Forget the heavy tent, a stick in your back, and the dirt tracked into your living space. Hammock camping gets you off the ground and into the trees! But, there are need-to-know elements to this trend. Learn insider information about how to get the most out of your experience.
The Gear: Camping hammocks take up about the same amount of space as a sweater, and are extremely lightweight. Hammock camping with a simple, gathered-end hammock can be more minimalistic than tent camping. However, there are more elaborate options available that can also be just as gear-intensive.
Gear startup costs are typically lower with simple hammock camping, compared with traditional tent expenditures. Make sure to pay attention to your climate and camping environment so you can adequate prepare. Depending on your situation, a tent and straps may be the only required purchases to get started.
Camping hammocks come in a variety of sizes, styles, colors, and brands. Most commonly gathered-end hammocks are made from woven nylon, which holds up extremely well for most outdoor activities. These hammocks usually come with two carabiners that are clipped to either end of the hammock, and attach to the straps to loft your hammock into suspension. Tent-hammocks are also an option, and are like small portable treehouses, but they are probably not the answer if you are looking to simplify your camping experience.

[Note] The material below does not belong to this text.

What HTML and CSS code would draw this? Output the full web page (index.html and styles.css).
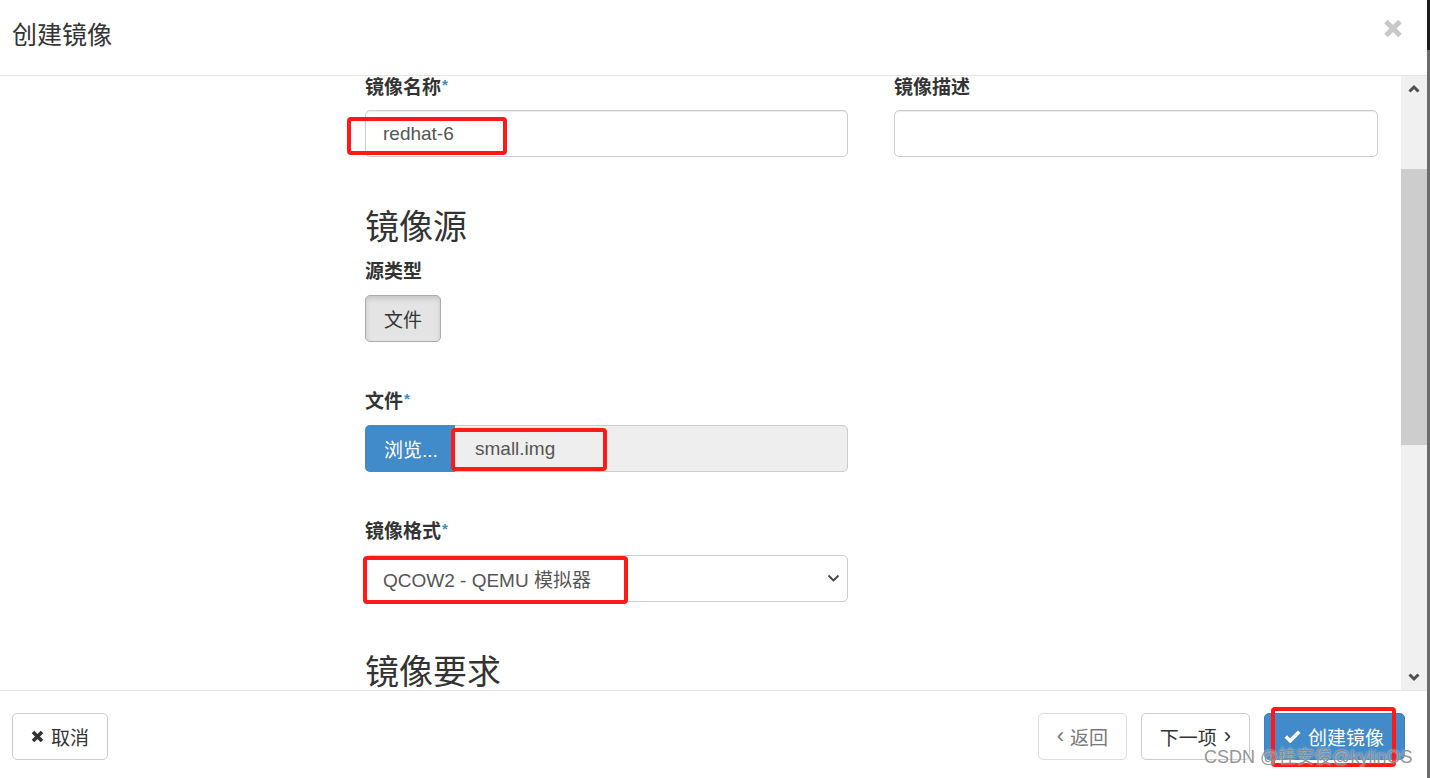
FILE: index.html
```html
<!DOCTYPE html>
<html lang="zh-CN">
<head>
    <meta charset="UTF-8">
    <meta name="viewport" content="width=device-width, initial-scale=1.0">
    <title>创建镜像</title>
    <link rel="stylesheet" href="styles.css">
</head>
<body>
    <div class="page">
        <div class="modal">
            <div class="modal-header">
                <h2 class="modal-title">创建镜像</h2>
                <button class="close" aria-label="关闭">
                    <svg width="20" height="19" viewBox="0 0 20 19"><path d="M3 2.5 L17 16.5 M17 2.5 L3 16.5" stroke="#c8c8c8" stroke-width="5"/></svg>
                </button>
            </div>

            <div class="modal-body">
                <div class="body-content">
                    <div class="row">
                        <div class="form-group first">
                            <label>镜像名称<span class="req">*</span></label>
                            <div class="field">
                                <input class="form-control" type="text" value="redhat-6">
                                <span class="mark mark-name"></span>
                            </div>
                        </div>
                        <div class="form-group first">
                            <label>镜像描述</label>
                            <div class="field">
                                <input class="form-control" type="text" value="">
                            </div>
                        </div>
                    </div>

                    <h3 class="section-title">镜像源</h3>

                    <div class="form-group">
                        <label>源类型</label>
                        <div class="btn-group">
                            <button class="btn btn-active">文件</button>
                        </div>
                    </div>

                    <div class="form-group narrow">
                        <label>文件<span class="req">*</span></label>
                        <div class="field file-input">
                            <span class="btn-browse">浏览...</span>
                            <span class="file-name">small.img</span>
                            <span class="mark mark-file"></span>
                        </div>
                    </div>

                    <div class="form-group narrow">
                        <label>镜像格式<span class="req">*</span></label>
                        <div class="field select">
                            <span class="select-value">QCOW2 - QEMU 模拟器</span>
                            <svg class="caret" width="13" height="9" viewBox="0 0 13 9"><path d="M1.5 1.5 L6.5 6.5 L11.5 1.5" fill="none" stroke="#444" stroke-width="1.8"/></svg>
                            <span class="mark mark-format"></span>
                        </div>
                    </div>

                    <h3 class="section-title">镜像要求</h3>
                </div>

                <div class="scrollbar">
                    <svg class="arrow" width="12" height="9" viewBox="0 0 12 9"><path d="M1.5 7.5 L6 3 L10.5 7.5" fill="none" stroke="#505050" stroke-width="3"/></svg>
                    <div class="track">
                        <div class="thumb"></div>
                    </div>
                    <svg class="arrow" width="12" height="9" viewBox="0 0 12 9"><path d="M1.5 1.5 L6 6 L10.5 1.5" fill="none" stroke="#505050" stroke-width="3"/></svg>
                </div>
            </div>

            <div class="modal-footer">
                <button class="btn btn-default">
                    <svg width="13" height="13" viewBox="0 0 13 13"><path d="M2 2 L11 11 M11 2 L2 11" stroke="#333" stroke-width="3.6"/></svg>
                    取消
                </button>
                <div class="footer-right">
                    <button class="btn btn-default disabled"><span class="angle">‹</span>返回</button>
                    <button class="btn btn-default">下一项<span class="angle">›</span></button>
                    <div class="submit-wrap">
                        <button class="btn btn-primary">
                            <svg width="17" height="13" viewBox="0 0 17 13"><path d="M1.8 6.5 L6.2 10.8 L15.2 1.8" fill="none" stroke="#fff" stroke-width="3.6"/></svg>
                            创建镜像
                        </button>
                        <span class="mark mark-submit"></span>
                    </div>
                </div>
            </div>
        </div>
        <div class="edge"></div>
    </div>
    <div class="watermark">CSDN @桂安俊@kylinOS</div>
</body>
</html>
```

FILE: styles.css
```css
* {
    box-sizing: border-box;
}
body {
    margin: 0;
    font-family: "Liberation Sans", "Noto Sans CJK SC", sans-serif;
    font-size: 19px;
    color: #333;
    background-color: #fff;
    overflow: hidden;
}
.page {
    display: flex;
    height: 778px;
}
.modal {
    width: 1427px;
    display: flex;
    flex-direction: column;
    background-color: #fff;
}
.edge {
    width: 3px;
    background: linear-gradient(#1e1e1e 0, #1e1e1e 50px, #6b6b6b 50px);
}

/* header */
.modal-header {
    height: 76px;
    flex: none;
    display: flex;
    justify-content: space-between;
    align-items: flex-start;
    padding: 0 24px 0 12px;
    border-bottom: 1px solid #e5e5e5;
}
.modal-title {
    margin: 0;
    padding-top: 17px;
    font-size: 25px;
    font-weight: normal;
    line-height: 36px;
    color: #333;
}
.close {
    margin-top: 19px;
    padding: 0;
    border: none;
    background: none;
    line-height: 0;
}

/* body */
.modal-body {
    height: 614px;
    flex: none;
    display: flex;
    overflow: hidden;
}
.body-content {
    flex: 1;
    padding-left: 365px;
    margin-top: -1px;
}
.row {
    display: grid;
    grid-template-columns: 483px 484px;
    column-gap: 46px;
}
.form-group {
    margin-bottom: 47px;
}
.form-group.first {
    margin-bottom: 0;
}
.narrow {
    width: 483px;
}
label {
    display: block;
    font-weight: bold;
    line-height: 26px;
    margin-bottom: 10px;
    white-space: nowrap;
}
.form-group.first label {
    margin-bottom: 9px;
}
.req {
    color: #428bca;
    font-size: 15px;
    line-height: 15px;
    vertical-align: top;
    position: relative;
    top: 2px;
    margin-left: 1px;
}
.field {
    position: relative;
    height: 47px;
}
.form-control {
    width: 100%;
    height: 47px;
    padding: 0 17px;
    font: inherit;
    color: #555;
    border: 1px solid #ccc;
    border-radius: 5px;
    box-shadow: inset 0 1px 1px rgba(0,0,0,0.075);
    outline: none;
}
.section-title {
    margin: 50px 0 12px;
    font-size: 34px;
    font-weight: normal;
    line-height: 40px;
    color: #333;
}

/* buttons */
.btn {
    height: 47px;
    padding: 0 18px;
    font: inherit;
    color: #333;
    background-color: #fff;
    border: 1px solid #ccc;
    border-radius: 5px;
    display: inline-flex;
    align-items: center;
    gap: 7px;
    cursor: pointer;
    white-space: nowrap;
}
.btn-active {
    height: 47px;
    width: 76px;
    justify-content: center;
    background-color: #e4e4e4;
    border-color: #adadad;
    box-shadow: inset 0 3px 5px rgba(0,0,0,0.125);
}
.btn-primary {
    color: #fff;
    background-color: #428bca;
    border-color: #3b7fbb;
}
.btn.disabled {
    color: #7a7a7a;
    border-color: #dedede;
    gap: 6px;
}
.angle {
    font-size: 22px;
    line-height: 1;
    position: relative;
    top: -1px;
}

/* file input */
.file-input {
    display: flex;
    border: 1px solid #ccc;
    border-radius: 5px;
    background-color: #eee;
}
.btn-browse {
    width: 90px;
    margin: -1px 0 -1px -1px;
    display: flex;
    align-items: center;
    padding-left: 19px;
    color: #fff;
    background-color: #428bca;
    border-radius: 5px 0 0 5px;
}
.file-name {
    display: flex;
    align-items: center;
    padding-left: 20px;
    color: #555;
}

/* select */
.select {
    display: flex;
    align-items: center;
    justify-content: space-between;
    padding: 0 7px 0 17px;
    border: 1px solid #ccc;
    border-radius: 5px;
    background-color: #fff;
}
.select-value {
    color: #555;
}

/* scrollbar */
.scrollbar {
    width: 26px;
    flex: none;
    display: flex;
    flex-direction: column;
    align-items: center;
    background-color: #f0f0f0;
}
.scrollbar .arrow {
    flex: none;
    margin: 8px 0;
}
.track {
    flex: 1;
    width: 100%;
    padding-top: 68px;
    padding-bottom: 220px;
}
.thumb {
    height: 100%;
    background-color: #cdcdcd;
}

/* footer */
.modal-footer {
    flex: 1;
    display: flex;
    justify-content: space-between;
    align-items: flex-start;
    padding: 22px 22px 0 12px;
    border-top: 1px solid #e5e5e5;
}
.modal-footer .btn-default:first-child {
    width: 96px;
    padding-left: 18px;
}
.footer-right {
    display: flex;
    gap: 14px;
}
.footer-right .btn.disabled {
    width: 89px;
}
.footer-right .btn-primary {
    width: 141px;
    padding-left: 19px;
}
.submit-wrap {
    position: relative;
}

/* red annotation boxes drawn over the screenshot */
.mark {
    position: absolute;
    border: 4px solid #ff1a1a;
    border-radius: 4px;
    pointer-events: none;
}
.mark-name {
    left: -18px;
    top: 7px;
    width: 160px;
    height: 38px;
}
.mark-file {
    left: 85px;
    top: 2px;
    width: 156px;
    height: 43px;
}
.mark-format {
    left: -3px;
    top: 0;
    width: 265px;
    height: 48px;
}
.mark-submit {
    left: 7px;
    top: -6px;
    width: 125px;
    height: 60px;
}

.watermark {
    position: absolute;
    left: 1204px;
    top: 746px;
    font-size: 18px;
    line-height: 22px;
    color: rgba(120,120,120,0.8);
    text-shadow: 0 0 2px rgba(255,255,255,0.9);
    white-space: nowrap;
}
```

Straps come in a variety of sizes and styles, and the good ones are adjustable. Straps are used to wrap around structure to which you are are using to loft your hammock. Adjustable straps have multiple adjustment points, allowing the user to move the carabiners on the hammock up and down the straps, a useful feature. Purchasing adjustable straps gives you much more flexibility in your hammock setup.
Rain flys and tarps are good purchases if you are worried about the possibility of rain or morning dew. Most are made from polyurethane-treated nylon, which is durable and sheds water. Flys are easy to setup and take down, and only need mini ground stakes in addition to stay in place.
Under-hammock quilts can keep you cozy in colder temperatures, and are made from materials similar to your sleeping bag. You may be wondering “I have a sleeping bag that is rated for the Antarctic, why do I need this?”. The answer is simple: sleeping bags need to puff up to keep you warm, and a hammock will compress your sleeping bag on the bottom and sides. This can make for a chilly sleeping experience in temperatures below 50°F/10°C. In this case, an under-hammock quilt is highly recommended to stay comfortable.
Mosquito nets made especially for hammock campers are also a must if you plan on camping in mosquito-heavy areas. These are made to completely surround your hammock with 360° insect protections, while letting a cool breeze through.
The Terrain: When camping traditionally, finding a flat spot of clear terrain can be a challenge. Not the case with a hammock. While you do need some fairly sized trees somewhat nearby, they don’t need to even be perfectly spaced if you’ve purchased adjustable straps.
No trees? Not a problem. Hammocks can easily be affixed to nearby structures such as large boulders, cars, or fence posts. The specialized straps (when used properly), do not damage the structure. Your lofting possibilities are endless. The creativity demonstrated from fellow hammock campers is inspirational, and many people post their impressive setups on Instagram with various hammock-related hashtags. @Eno_nations and @hammockliving post examples creative setups.
Sleep Quality: Without a doubt, you will find yourself sleeping a lot better in a hammock. At first, the open air can take some adjustment when compared with a tent. A breeze can also make it chilly in lower temps, but the purchase of an under-hammock-quilt can help. However, being truly outdoors can bring outdoor camping to a new level when you can enjoy stargazing from your sleeping bag.
Be More Social: A hammock can be more than just a place to sleep. It has a great multi-use capability while camping, picnicking, or BBQing with company. It allows you and your friends to literally “hang out” in a comfortable place, while engaging in activities around you. If you decide that you still can’t leave your tent behind, try bringing a hammock along for a lightweight alternative to a camping chair.